Swanson Technologies

Autotools and bash-completion scripts

Whenever a command-line utility has a lot of options, it's helpful to have automatic command-line tab-completion support for those in the shell. I recently tried adding this support to the libbitcoin-explorer project, but found that the whole process is rather arcane and undocumented. This guide will hopefully shed some light on things, at least for your typical autotools-based open-source project.

The first task is to actually write the bash completion script. Fortunately, there is already a nice guide for how to do this:

Source location

Once you have your script, the first question is where to put it in the source tree. While there isn't any documentation on this, the best place seems to be somewhere inside the data directory. This is the standard location for ancillary support files like icons, stylesheets, desktop entries, and such, so a command-line completion script fits right in.

Autoconf

Now that the file exists, the next step is to integrate it with the build system so make install actually puts it somewhere on the user's sytem. The problem is, that "somewhere" is different from one distro to the next, and some distros don't even have bash. There is no solution that makes everyone happy, so the best compromise is to let the user control this via the configure script.

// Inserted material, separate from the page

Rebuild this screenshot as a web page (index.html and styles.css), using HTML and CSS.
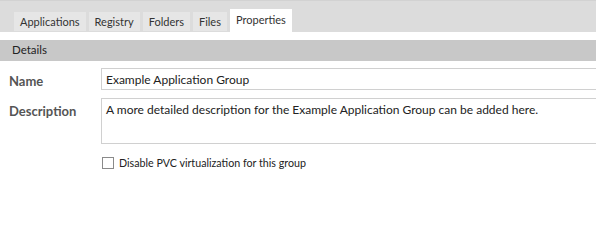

Autoconf options come in two standard flavors. "With" options control integration with external software, like optional libraries. If a program can use libfoo to provide enhanced features, the user should be able to configure that with options like --with-libfoo or --without-libfoo. "Enable" options, on the other hand, turn optional parts of the program on or off at compile time. Options like --enable-utilites or --disable-utilites, for example, might determine whether or not some optional utilites are built.

Since bash is an external program, we definitely want a "with" option. I've seen a few packages that provide an --enable-bash-completion option, but this is a mistake! The correct, semi-standard configure option seems to be --with-bash-completion-dir. To add this flag to the configure script, put the following lines in configure.ac:

AC_ARG_WITH([bash-completion-dir],
    AS_HELP_STRING([--with-bash-completion-dir[=PATH]],
        [Install the bash auto-completion script in this directory. @<:@default=yes@:>@]),
    [],
    [with_bash_completion_dir=yes])

Once this block of code runs, a variable called with_bash_completion_dir will exist with one of three possible values:

Now that this option exists, the configure script needs to do something with it. The first step is turn a "yes" answer into a default location:

if test "x$with_bash_completion_dir" = "xyes"; then
    PKG_CHECK_MODULES([BASH_COMPLETION], [bash-completion >= 2.0],
        [BASH_COMPLETION_DIR="`pkg-config --variable=completionsdir bash-completion`"],
        [BASH_COMPLETION_DIR="$datadir/bash-completion/completions"])
else
    BASH_COMPLETION_DIR="$with_bash_completion_dir"
fi

This code snippet uses the bash-completion package to determine the default install location if that package happens to be available. Otherwise, the snippet uses $datadir/bash-completion/completions, which is a reasonable default location for many modern distros.

The only thing left for the configure script to do is to pass these options to the makefile:

AC_SUBST([BASH_COMPLETION_DIR])
AM_CONDITIONAL([ENABLE_BASH_COMPLETION],[test "x$with_bash_completion_dir" != "xno"])

Automake

Compared to the configure script, the makefile is easy:

if ENABLE_BASH_COMPLETION
bashcompletiondir = $(BASH_COMPLETION_DIR)
dist_bashcompletion_DATA = data/your-script
endif

This code snippet goes in your top-level Makefile.am. If you are still using old-fashioned recursive make, you could also put it in your data/Makefile.am sub-file. In either case, be sure to change data/your-script to the correct relative path for your bash completion script.